A Bologna si è tenuta una mostra dedicata al “Green Fashion”, con esposizione di materiali tessili, accessori e packaging, tutti rivolti all’ecosostenibilità, dove si spazia dalla lana riciclata alla seta rigenerata, dal jersey biodegradabile alle zip realizzate con alluminio riciclato.
Se infatti per produrre una t-shirt occorrono 2500 litri di acqua e l’industria tessile è al quarto posto tra i motivi di maggiori emissioni nocive, con un 70% di capi composti da fibre sintetiche, come poliestere e nylon che producono ossido di azoto, senza contare i circa 80 miliardi di abiti scartati ogni anno per difetti di fabbricazione, è facilmente comprensibile come sia assolutamente necessario sviluppare ed incentivare una forte sensibilità al tema dell’ambiente anche nel settore della moda.
Anche perché è proprio la Commissione Europea che ha fissato precisi obiettivi da raggiungere entro il 2030, imponendo al mondo del tessile questi due must: rifiuti ridotti al minimo e prodotti sempre più di qualità.
Le regole riguarderanno anche il divieto di distruzione dei tessuti invenduti, la lotta all’inquinamento da microplastiche, la raccolta differenziata, la diffusione di informazioni più chiare, con tanto di passaporto digitale dei prodotti e un regime obbligatorio di responsabilità del produttore dell’Unione Europea. Il tutto perché un capo finito sia destinato a durare di più nel tempo e possa anche prestarsi facilmente ad una seconda vita, fino a poter essere riciclato quando verrà definitivamente buttato via.
Dalle fibre ai metodi di produzione, dai materiali per gli accessori a quelli per il confezionamento, tutto dovrà essere orientato alla biocompatibilità.
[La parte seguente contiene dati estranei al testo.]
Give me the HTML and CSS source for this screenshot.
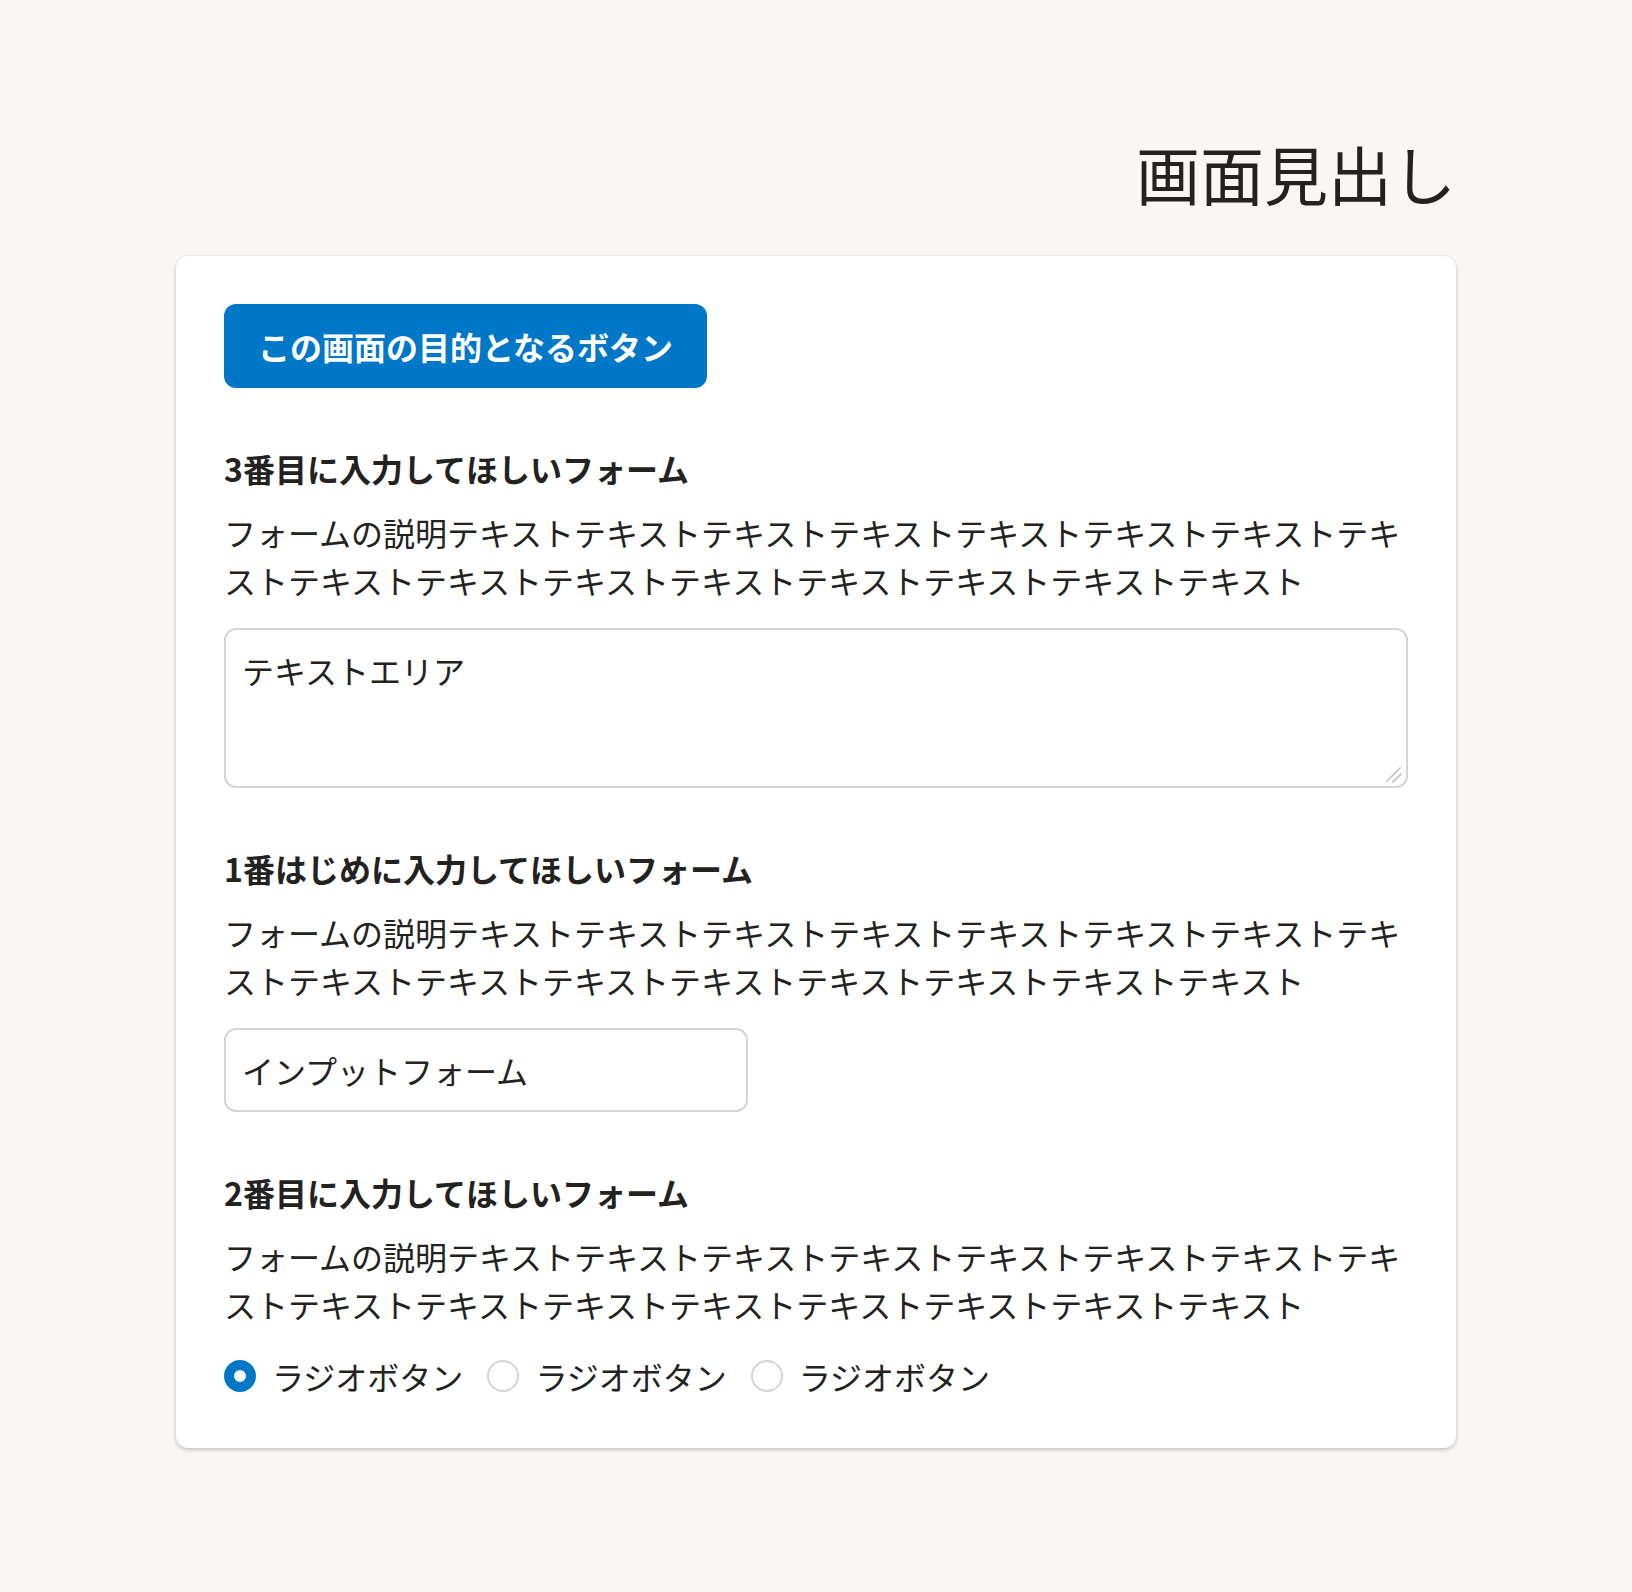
FILE: index.html
```html
<!DOCTYPE html>
<html lang="ja">
<head>
<meta charset="utf-8">
<title>画面見出し</title>
<link rel="stylesheet" href="styles.css">
</head>
<body>
<div class="page">
  <h1 class="page-title">画面見出し</h1>
  <div class="card">
    <button class="primary-btn" type="button">この画面の目的となるボタン</button>

    <section class="field">
      <h2 class="field-title">3番目に入力してほしいフォーム</h2>
      <p class="field-desc">フォームの説明テキストテキストテキストテキストテキストテキストテキストテキストテキストテキストテキストテキストテキストテキストテキストテキスト</p>
      <div class="textarea-wrap">
        <textarea class="textarea">テキストエリア</textarea>
        <svg class="resize-handle" width="16" height="16" viewBox="0 0 16 16" aria-hidden="true">
          <path d="M1 14 L14 1 M7 15 L15 7" stroke="#cfcbc8" stroke-width="2" stroke-linecap="round" fill="none"/>
        </svg>
      </div>
    </section>

    <section class="field">
      <h2 class="field-title">1番はじめに入力してほしいフォーム</h2>
      <p class="field-desc">フォームの説明テキストテキストテキストテキストテキストテキストテキストテキストテキストテキストテキストテキストテキストテキストテキストテキスト</p>
      <input class="input" type="text" value="インプットフォーム">
    </section>

    <section class="field">
      <h2 class="field-title">2番目に入力してほしいフォーム</h2>
      <p class="field-desc">フォームの説明テキストテキストテキストテキストテキストテキストテキストテキストテキストテキストテキストテキストテキストテキストテキストテキスト</p>
      <div class="radios">
        <label class="radio"><input type="radio" name="r" checked><span>ラジオボタン</span></label>
        <label class="radio"><input type="radio" name="r"><span>ラジオボタン</span></label>
        <label class="radio"><input type="radio" name="r"><span>ラジオボタン</span></label>
      </div>
    </section>
  </div>
</div>
</body>
</html>
```

FILE: styles.css
```css
html, body {
  margin: 0;
  padding: 0;
}

body {
  background: #f8f7f6;
  color: #23221f;
  font-family: "Noto Sans CJK JP", "Noto Sans", sans-serif;
  font-size: 32px;
  line-height: 48px;
}

.page {
  width: 1280px;
  margin: 0 auto;
  padding: 124px 0 144px;
}

.page-title {
  margin: 0 0 36px;
  font-size: 64px;
  line-height: 96px;
  font-weight: 400;
  text-align: right;
}

.card {
  background: #ffffff;
  border-radius: 12px;
  padding: 48px;
  box-shadow: 0 2px 4px rgba(0, 0, 0, 0.2), 0 0 2px rgba(0, 0, 0, 0.08);
}

.primary-btn {
  display: block;
  margin: 0;
  padding: 16px 32px;
  border: 2px solid #0077c7;
  border-radius: 12px;
  background: #0077c7;
  color: #ffffff;
  font-family: inherit;
  font-size: 32px;
  line-height: 48px;
  font-weight: 700;
  cursor: pointer;
}

.field {
  margin-top: 56px;
}

.field-title {
  margin: 0;
  font-size: 32px;
  line-height: 48px;
  font-weight: 700;
}

.field-desc {
  margin: 16px 0 24px;
  font-size: 32px;
  line-height: 48px;
}

.textarea-wrap {
  position: relative;
}

.textarea {
  display: block;
  box-sizing: border-box;
  width: 100%;
  height: 160px;
  margin: 0;
  padding: 16px;
  border: 2px solid #d6d3d0;
  border-radius: 12px;
  background: #ffffff;
  color: #23221f;
  font-family: inherit;
  font-size: 32px;
  line-height: 48px;
  resize: none;
  outline: none;
}

.resize-handle {
  position: absolute;
  right: 6px;
  bottom: 5px;
  pointer-events: none;
}

.input {
  display: block;
  box-sizing: border-box;
  width: 524px;
  height: 84px;
  margin: 0;
  padding: 16px;
  border: 2px solid #d6d3d0;
  border-radius: 12px;
  background: #ffffff;
  color: #23221f;
  font-family: inherit;
  font-size: 32px;
  line-height: 48px;
  outline: none;
}

.radios {
  display: flex;
  gap: 24px;
}

.radio {
  display: flex;
  align-items: center;
  gap: 16px;
  line-height: 48px;
  cursor: pointer;
}

.radio input {
  appearance: none;
  -webkit-appearance: none;
  box-sizing: border-box;
  width: 32px;
  height: 32px;
  margin: 0;
  border: 2px solid #d6d3d0;
  border-radius: 50%;
  background: #ffffff;
  flex: none;
}

.radio input:checked {
  border: 10px solid #0077c7;
}
```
Lo stesso consumatore, soprattutto nella fascia più giovane, presta sempre maggior attenzione all’ecocompatibilità di ciò che acquista, dettando così anche l’orientamento del produttore e costringendolo, se non altro per mere ragioni di competitività, ad investire risorse nella sostenibilità per arrivare a produrre un capo d’abbigliamento sempre più concorrenziale e compatibile con la salute e con l’ambiente.
E così molti brand, anche quelli più famosi, anche attraverso misure fiscali agevolate per il settore del riutilizzo e della riparazione, e contributi statali e/o europei stanziati proprio per favorire la transizione ecologica, hanno invertito la tendenza della fast fashion per allungare il ciclo di vita di un capo d’abbigliamento, hanno iniziato ad utilizzare materie prime che riducono l’impatto ambientale, anche attraverso l’impiego di materiali riciclati, e ad investire capitali anche ingenti nella ricerca tecnologica.
Dunque siamo di fronte ad un settore, quello della moda green, certamente in espansione, con tante applicazioni diverse e nuove opportunità di business.